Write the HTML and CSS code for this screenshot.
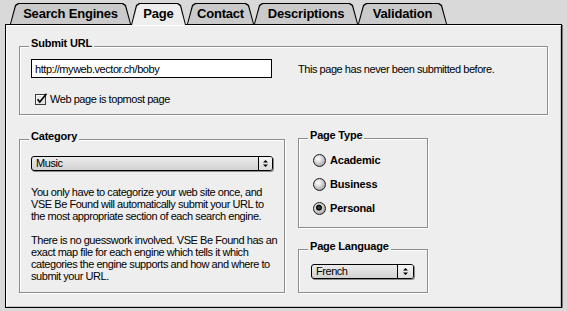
FILE: index.html
```html
<!DOCTYPE html>
<html lang="en">
<head>
  <meta charset="UTF-8" />
  <title>VSE Be Found - Page</title>
  <link rel="stylesheet" href="styles.css">
</head>
<body>
  <div class="window">
    <div class="tabs">
      <div class="tab tab-engines">Search Engines</div>
      <div class="tab tab-page tab-active">Page</div>
      <div class="tab tab-contact">Contact</div>
      <div class="tab tab-desc">Descriptions</div>
      <div class="tab tab-valid">Validation</div>
    </div>

    <div class="panel">
      <div class="group">
        <div class="group-title">Submit URL</div>
        <div class="url-row">
          <input class="text-field" type="text" value="http://myweb.vector.ch/boby">
          <span class="status">This page has never been submitted before.</span>
        </div>
        <label class="check-row">
          <svg class="checkbox" width="13" height="12" viewBox="0 0 13 12">
            <rect x="0.5" y="1.5" width="10" height="10" fill="#e4e4e4" stroke="#3a3a3a"/>
            <path d="M1.5 2.5h8M1.5 2.5v8" stroke="#fff"/>
            <path d="M2.5 6.2 L4.8 9 L11.5 0.8" fill="none" stroke="#000" stroke-width="1.7"/>
          </svg>
          Web page is topmost page
        </label>
      </div>

      <div class="lower">
        <div class="group group-category">
          <div class="group-title">Category</div>
          <div class="popup">
            <span class="popup-value">Music</span>
            <span class="popup-arrows">
              <svg width="5" height="9" viewBox="0 0 5 9"><path d="M0 3.5 L2.5 1 L5 3.5Z M0 5.5 L2.5 8 L5 5.5Z" fill="#000"/></svg>
            </span>
          </div>
          <div class="help">
            <p>You only have to categorize your web site once, and<br>VSE Be Found will automatically submit your URL to<br>the most appropriate section of each search engine.</p>
            <p>There is no guesswork involved. VSE Be Found has an<br>exact map file for each engine which tells it which<br>categories the engine supports and how and where to<br>submit your URL.</p>
          </div>
        </div>

        <div class="side">
          <div class="group group-type">
            <div class="group-title">Page Type</div>
            <div class="radios">
              <div class="radio-row"><span class="radio"></span>Academic</div>
              <div class="radio-row"><span class="radio"></span>Business</div>
              <div class="radio-row"><span class="radio radio-on"></span>Personal</div>
            </div>
          </div>
          <div class="group group-lang">
            <div class="group-title">Page Language</div>
            <div class="popup popup-small">
              <span class="popup-value">French</span>
              <span class="popup-arrows">
                <svg width="5" height="9" viewBox="0 0 5 9"><path d="M0 3.5 L2.5 1 L5 3.5Z M0 5.5 L2.5 8 L5 5.5Z" fill="#000"/></svg>
              </span>
            </div>
          </div>
        </div>
      </div>
    </div>
  </div>
</body>
</html>
```

FILE: styles.css
```css
* {
  box-sizing: border-box;
}

body {
  margin: 0;
  background: #d9d9d9;
  font-family: "Liberation Sans", Arial, sans-serif;
  font-size: 11px;
  line-height: 12px;
  letter-spacing: -0.45px;
  color: #000;
}

.window {
  padding: 3px 0 0 5px;
  width: 562px;
}

/* tabs */
.tabs {
  display: flex;
  padding-left: 5px;
  height: 21px;
  align-items: flex-start;
}

.tab {
  position: relative;
  height: 21px;
  padding-top: 3px;
  background: #000;
  text-align: center;
  font-weight: bold;
  font-size: 13px;
  line-height: 15px;
  letter-spacing: -0.2px;
  clip-path: polygon(0 100%, 5px 2px, 8px 0, calc(100% - 8px) 0, calc(100% - 5px) 2px, 100% 100%);
}

.tab::before {
  content: "";
  position: absolute;
  top: 1px;
  left: 1px;
  right: 1px;
  bottom: 0;
  z-index: -1;
  background: #cacaca;
  clip-path: polygon(0 100%, 5px 2px, 8px 0, calc(100% - 8px) 0, calc(100% - 5px) 2px, 100% 100%);
}

.tab-engines { width: 121px; }
.tab-page { width: 55px; }
.tab-contact { width: 67px; margin-left: 1px; }
.tab-desc { width: 104px; }
.tab-valid { width: 89px; }

.tab-active {
  height: 22px;
  margin-bottom: -1px;
  z-index: 1;
}

.tab-active::before {
  background: #eeeeee;
}

/* panel */
.panel {
  width: 557px;
  background: #eeeeee;
  border: 1px solid #000;
  box-shadow: 1px 1px 0 #777, inset 1px 1px 0 #fff, inset -1px -1px 0 #c4c4c4;
  padding: 21px 13px 14px 13px;
}

.group {
  border: 1px solid #8c8c8c;
  box-shadow: 1px 1px 0 #fff, inset 1px 1px 0 #fff;
  padding: 0 11px 9px;
}

.group-title {
  width: fit-content;
  margin: -10px 0 0 -2px;
  padding: 0 2px;
  background: #eeeeee;
  font-weight: bold;
  letter-spacing: -0.2px;
}

.url-row {
  display: flex;
  align-items: center;
  margin-top: 10px;
}

.text-field {
  width: 241px;
  height: 19px;
  margin: 0;
  padding: 0 3px;
  border: 1px solid #000;
  background: #fff;
  font: inherit;
  letter-spacing: inherit;
  color: #000;
}

.status {
  margin-left: 26px;
}

.check-row {
  display: flex;
  align-items: center;
  gap: 2px;
  height: 12px;
  margin: 15px 0 0 4px;
}

.checkbox {
  display: block;
}

/* lower part */
.lower {
  display: flex;
  align-items: flex-start;
  gap: 13px;
  margin-top: 23px;
}

.group-category {
  width: 266px;
  margin-top: 1px;
  padding-bottom: 10px;
}

.popup {
  display: flex;
  height: 15px;
  margin-top: 14px;
  border: 1px solid #000;
  border-radius: 3px;
  background: linear-gradient(#ececec, #d2d2d2);
  box-shadow: 1px 1px 0 #8a8a8a;
  overflow: hidden;
}

.popup-value {
  flex: 1;
  padding-left: 4px;
  line-height: 13px;
}

.popup-arrows {
  width: 14px;
  display: flex;
  align-items: center;
  justify-content: center;
  border-left: 1px solid #000;
  background: linear-gradient(#f4f4f4, #dcdcdc);
}

.help {
  margin-top: 15px;
}

.help p {
  margin: 0 0 12px;
  white-space: nowrap;
}

.help p:last-child {
  margin-bottom: 0;
}

.side {
  width: 130px;
  display: flex;
  flex-direction: column;
  gap: 21px;
}

.group-type {
  padding-bottom: 13px;
}

.radios {
  display: flex;
  flex-direction: column;
  gap: 12px;
  margin-top: 13px;
}

.radio-row {
  display: flex;
  align-items: center;
  gap: 4px;
  height: 12px;
  margin-left: 3px;
  font-weight: bold;
  letter-spacing: -0.2px;
}

.radio {
  width: 13px;
  height: 13px;
  border: 1px solid #1a1a1a;
  border-radius: 50%;
  background: radial-gradient(circle at 38% 35%, #ffffff 0, #e2e2e2 30%, #a8a8a8 75%, #7a7a7a 100%);
}

.radio-on {
  background: radial-gradient(circle at 45% 42%, #555 0, #000 2.5px, transparent 3.5px),
    radial-gradient(circle at 38% 35%, #ffffff 0, #e2e2e2 30%, #a8a8a8 75%, #7a7a7a 100%);
}

.group-lang {
  padding-bottom: 13px;
}

.popup-small {
  width: 103px;
  margin: 12px 0 0 1px;
}

.popup-small .popup-arrows {
  width: 16px;
}
```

+ + +

• Task objective
Reproduce each line exactly, please, except for any pictures.

• Complete output
Write the HTML and CSS code for this screenshot.
FILE: index.html
```html
<!DOCTYPE html>
<html lang="en">
<head>
  <meta charset="UTF-8" />
  <title>VSE Be Found - Page</title>
  <link rel="stylesheet" href="styles.css">
</head>
<body>
  <div class="window">
    <div class="tabs">
      <div class="tab tab-engines">Search Engines</div>
      <div class="tab tab-page tab-active">Page</div>
      <div class="tab tab-contact">Contact</div>
      <div class="tab tab-desc">Descriptions</div>
      <div class="tab tab-valid">Validation</div>
    </div>

    <div class="panel">
      <div class="group">
        <div class="group-title">Submit URL</div>
        <div class="url-row">
          <input class="text-field" type="text" value="http://myweb.vector.ch/boby">
          <span class="status">This page has never been submitted before.</span>
        </div>
        <label class="check-row">
          <svg class="checkbox" width="13" height="12" viewBox="0 0 13 12">
            <rect x="0.5" y="1.5" width="10" height="10" fill="#e4e4e4" stroke="#3a3a3a"/>
            <path d="M1.5 2.5h8M1.5 2.5v8" stroke="#fff"/>
            <path d="M2.5 6.2 L4.8 9 L11.5 0.8" fill="none" stroke="#000" stroke-width="1.7"/>
          </svg>
          Web page is topmost page
        </label>
      </div>

      <div class="lower">
        <div class="group group-category">
          <div class="group-title">Category</div>
          <div class="popup">
            <span class="popup-value">Music</span>
            <span class="popup-arrows">
              <svg width="5" height="9" viewBox="0 0 5 9"><path d="M0 3.5 L2.5 1 L5 3.5Z M0 5.5 L2.5 8 L5 5.5Z" fill="#000"/></svg>
            </span>
          </div>
          <div class="help">
            <p>You only have to categorize your web site once, and<br>VSE Be Found will automatically submit your URL to<br>the most appropriate section of each search engine.</p>
            <p>There is no guesswork involved. VSE Be Found has an<br>exact map file for each engine which tells it which<br>categories the engine supports and how and where to<br>submit your URL.</p>
          </div>
        </div>

        <div class="side">
          <div class="group group-type">
            <div class="group-title">Page Type</div>
            <div class="radios">
              <div class="radio-row"><span class="radio"></span>Academic</div>
              <div class="radio-row"><span class="radio"></span>Business</div>
              <div class="radio-row"><span class="radio radio-on"></span>Personal</div>
            </div>
          </div>
          <div class="group group-lang">
            <div class="group-title">Page Language</div>
            <div class="popup popup-small">
              <span class="popup-value">French</span>
              <span class="popup-arrows">
                <svg width="5" height="9" viewBox="0 0 5 9"><path d="M0 3.5 L2.5 1 L5 3.5Z M0 5.5 L2.5 8 L5 5.5Z" fill="#000"/></svg>
              </span>
            </div>
          </div>
        </div>
      </div>
    </div>
  </div>
</body>
</html>
```

FILE: styles.css
```css
* {
  box-sizing: border-box;
}

body {
  margin: 0;
  background: #d9d9d9;
  font-family: "Liberation Sans", Arial, sans-serif;
  font-size: 11px;
  line-height: 12px;
  letter-spacing: -0.45px;
  color: #000;
}

.window {
  padding: 3px 0 0 5px;
  width: 562px;
}

/* tabs */
.tabs {
  display: flex;
  padding-left: 5px;
  height: 21px;
  align-items: flex-start;
}

.tab {
  position: relative;
  height: 21px;
  padding-top: 3px;
  background: #000;
  text-align: center;
  font-weight: bold;
  font-size: 13px;
  line-height: 15px;
  letter-spacing: -0.2px;
  clip-path: polygon(0 100%, 5px 2px, 8px 0, calc(100% - 8px) 0, calc(100% - 5px) 2px, 100% 100%);
}

.tab::before {
  content: "";
  position: absolute;
  top: 1px;
  left: 1px;
  right: 1px;
  bottom: 0;
  z-index: -1;
  background: #cacaca;
  clip-path: polygon(0 100%, 5px 2px, 8px 0, calc(100% - 8px) 0, calc(100% - 5px) 2px, 100% 100%);
}

.tab-engines { width: 121px; }
.tab-page { width: 55px; }
.tab-contact { width: 67px; margin-left: 1px; }
.tab-desc { width: 104px; }
.tab-valid { width: 89px; }

.tab-active {
  height: 22px;
  margin-bottom: -1px;
  z-index: 1;
}

.tab-active::before {
  background: #eeeeee;
}

/* panel */
.panel {
  width: 557px;
  background: #eeeeee;
  border: 1px solid #000;
  box-shadow: 1px 1px 0 #777, inset 1px 1px 0 #fff, inset -1px -1px 0 #c4c4c4;
  padding: 21px 13px 14px 13px;
}

.group {
  border: 1px solid #8c8c8c;
  box-shadow: 1px 1px 0 #fff, inset 1px 1px 0 #fff;
  padding: 0 11px 9px;
}

.group-title {
  width: fit-content;
  margin: -10px 0 0 -2px;
  padding: 0 2px;
  background: #eeeeee;
  font-weight: bold;
  letter-spacing: -0.2px;
}

.url-row {
  display: flex;
  align-items: center;
  margin-top: 10px;
}

.text-field {
  width: 241px;
  height: 19px;
  margin: 0;
  padding: 0 3px;
  border: 1px solid #000;
  background: #fff;
  font: inherit;
  letter-spacing: inherit;
  color: #000;
}

.status {
  margin-left: 26px;
}

.check-row {
  display: flex;
  align-items: center;
  gap: 2px;
  height: 12px;
  margin: 15px 0 0 4px;
}

.checkbox {
  display: block;
}

/* lower part */
.lower {
  display: flex;
  align-items: flex-start;
  gap: 13px;
  margin-top: 23px;
}

.group-category {
  width: 266px;
  margin-top: 1px;
  padding-bottom: 10px;
}

.popup {
  display: flex;
  height: 15px;
  margin-top: 14px;
  border: 1px solid #000;
  border-radius: 3px;
  background: linear-gradient(#ececec, #d2d2d2);
  box-shadow: 1px 1px 0 #8a8a8a;
  overflow: hidden;
}

.popup-value {
  flex: 1;
  padding-left: 4px;
  line-height: 13px;
}

.popup-arrows {
  width: 14px;
  display: flex;
  align-items: center;
  justify-content: center;
  border-left: 1px solid #000;
  background: linear-gradient(#f4f4f4, #dcdcdc);
}

.help {
  margin-top: 15px;
}

.help p {
  margin: 0 0 12px;
  white-space: nowrap;
}

.help p:last-child {
  margin-bottom: 0;
}

.side {
  width: 130px;
  display: flex;
  flex-direction: column;
  gap: 21px;
}

.group-type {
  padding-bottom: 13px;
}

.radios {
  display: flex;
  flex-direction: column;
  gap: 12px;
  margin-top: 13px;
}

.radio-row {
  display: flex;
  align-items: center;
  gap: 4px;
  height: 12px;
  margin-left: 3px;
  font-weight: bold;
  letter-spacing: -0.2px;
}

.radio {
  width: 13px;
  height: 13px;
  border: 1px solid #1a1a1a;
  border-radius: 50%;
  background: radial-gradient(circle at 38% 35%, #ffffff 0, #e2e2e2 30%, #a8a8a8 75%, #7a7a7a 100%);
}

.radio-on {
  background: radial-gradient(circle at 45% 42%, #555 0, #000 2.5px, transparent 3.5px),
    radial-gradient(circle at 38% 35%, #ffffff 0, #e2e2e2 30%, #a8a8a8 75%, #7a7a7a 100%);
}

.group-lang {
  padding-bottom: 13px;
}

.popup-small {
  width: 103px;
  margin: 12px 0 0 1px;
}

.popup-small .popup-arrows {
  width: 16px;
}
```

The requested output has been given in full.